@flaffydaffy - I asked because we've already discussed a lot of your points at length
@Triplemove I agree with you. People on this thread are acting like they've never heard of lesbian parents being named on birth certificates before and now they know about it, we need to change everything about how birth certificates work, because the lesbian parents are problematic. It's always been the case that sometimes a man is listed on the BC who isn't biologically the father but there was no thread about how awful that is. Even on this thread, nobody is proposing any solution to that problem e.g. compulsory DNA testing at birth. Why not, if it's not lesbian parents that are the problem?
Meloni banning unmarried lesbians from being named on the birth certificate (the same as the U.K. only of course same sex marriage is legal here whereas it isn't there) has sparked a debate around the wider issues around birth certificates. They're issues which have been debated for years within the donor conception community. It's honestly quite refreshing to be having a wider discussion about this as generally people aren't that interested! It's unfortunate that some lesbian parents feel like they're in the firing line. It's absolutely true that the vast majority of DC children are born to het couples.
With donor conception, the donor is anonymous until the child is 16 and gets their name, and 18 when they get their contact details.The child already has the legal right to that information once they are an adult. What could change on the birth certificate other than "Father: Anonymous Donor" and what possible benefit would that have? It doesn't add anything that the child doesn't already have access to.
Not true. The child receives no information about their donor until they are 18 and then only if their mother (am using mother as all children have a mother listed on their BCs) has chosen to stay in the U.K. for fertility treatment. AND assuming their mother has chosen to tell them. There is no legal obligation. Both my donor conceived son and the donor conceived adult in this thread have said they would like to have that information recorded on their birth certificate.

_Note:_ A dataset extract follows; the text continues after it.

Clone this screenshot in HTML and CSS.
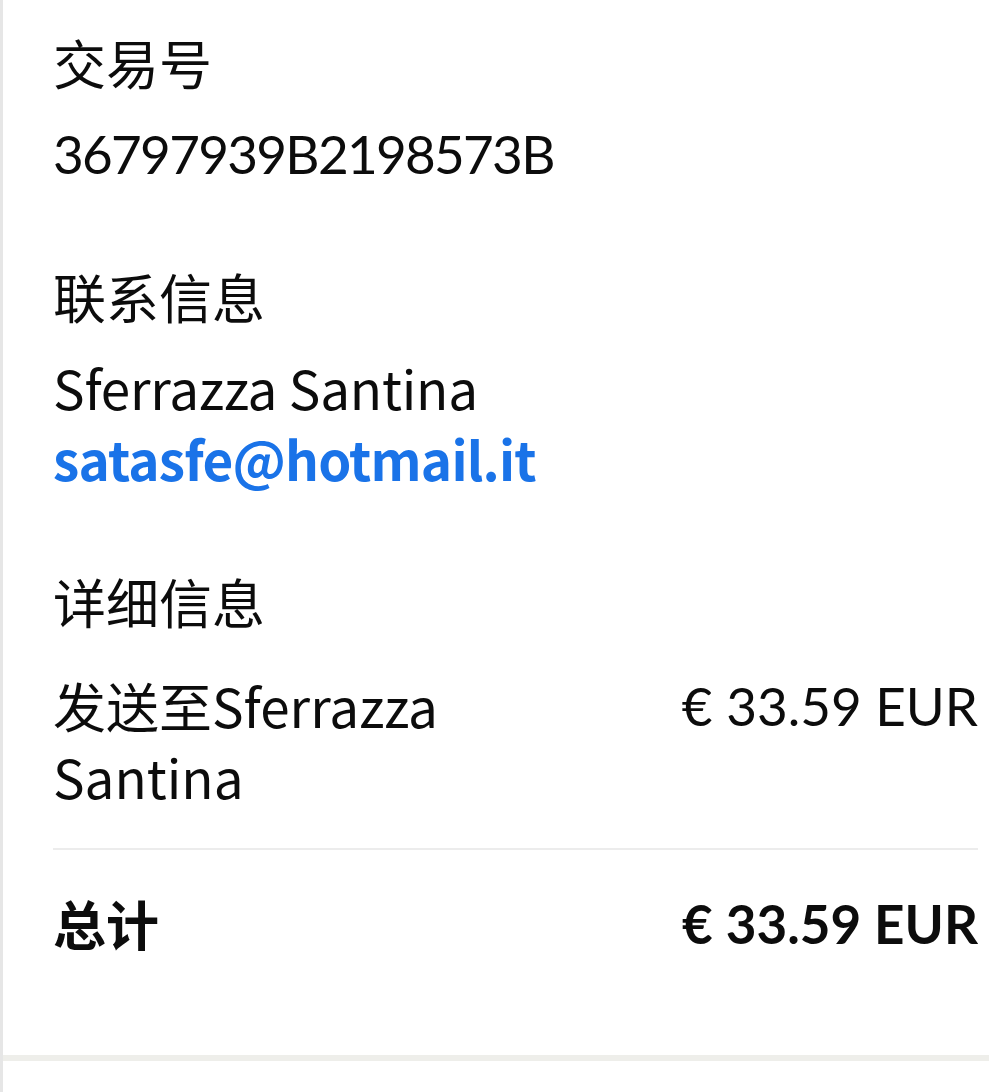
FILE: index.html
```html
<!DOCTYPE html>
<html lang="zh-CN">
<head>
<meta charset="utf-8">
<link rel="stylesheet" href="styles.css">
</head>
<body>
<div class="panel">
  <div class="content">
    <section class="block first">
      <div class="label">交易号</div>
      <div class="value num">36797939B2198573B</div>
    </section>
    <section class="block">
      <div class="label">联系信息</div>
      <div class="value name">Sferrazza Santina</div>
      <div class="email">satasfe@hotmail.it</div>
    </section>
    <section class="block">
      <div class="label">详细信息</div>
      <div class="row item">
        <div class="desc">发送至Sferrazza Santina</div>
        <div class="amount">€ 33.59 EUR</div>
      </div>
      <div class="divider"></div>
      <div class="row total">
        <div class="desc">总计</div>
        <div class="amount">€ 33.59 EUR</div>
      </div>
    </section>
  </div>
  <div class="band"></div>
  <div class="after"></div>
</div>
</body>
</html>
```

FILE: styles.css
```css
html, body {
  margin: 0;
  padding: 0;
  background: #ffffff;
}
body {
  font-family: "Noto Sans CJK SC", "Noto Sans", sans-serif;
  color: #0c0c0c;
  font-size: 53px;
  line-height: 71px;
}
.panel {
  border-left: 3px solid #e6e6e6;
  min-height: 1092px;
  box-sizing: border-box;
}
.content {
  padding: 27px 11px 96px 50px;
}
.block {
  margin-top: 72px;
}
.block.first {
  margin-top: 0;
}
.label {
  margin-bottom: 20px;
}
.num, .amount {
  font-family: "Lato", "Liberation Sans", sans-serif;
}
.num {
  letter-spacing: -1.7px;
}
.name {
  letter-spacing: -0.2px;
}
.email {
  color: #1a73e8;
  font-weight: 700;
  letter-spacing: -0.8px;
}
.row {
  display: flex;
  justify-content: space-between;
  align-items: flex-start;
}
.item {
  margin-top: 33px;
}
.item .desc {
  width: 400px;
}
.amount {
  white-space: nowrap;
}
.divider {
  height: 2px;
  background: #ececec;
  margin-top: 36px;
}
.total {
  margin-top: 38px;
  font-weight: 700;
}
.band {
  height: 6px;
  background: #eeeeea;
}
.after {
  height: 34px;
}
```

And for lesbian parents having to adopt their child, would you also want a father to have to do that too if he is not the biological father? Without compulsory DNA testing that would have to be a totally optional thing, as the dad could still go on the birth certificate without the adoption process. And that gives a disadvantage to lesbians that men don't have.
If people are married/in a civil partnership, then both parents should be named on the birth certificate as they are now without adoption. I don't think that should change. If a lesbian couple are unmarried, they have to go through a fairly lengthy process which I think is fair enough. It's a massive deal to have parental responsibility!
Not all parents tell their children they used donor gametes and that is monstrous in my opinion and not in the best interests of the child. As is choosing to use anonymous gametes. Heterosexual couples can obviously do this more easily than lesbian couples where it's fairly obvious that someone else was involved in conception.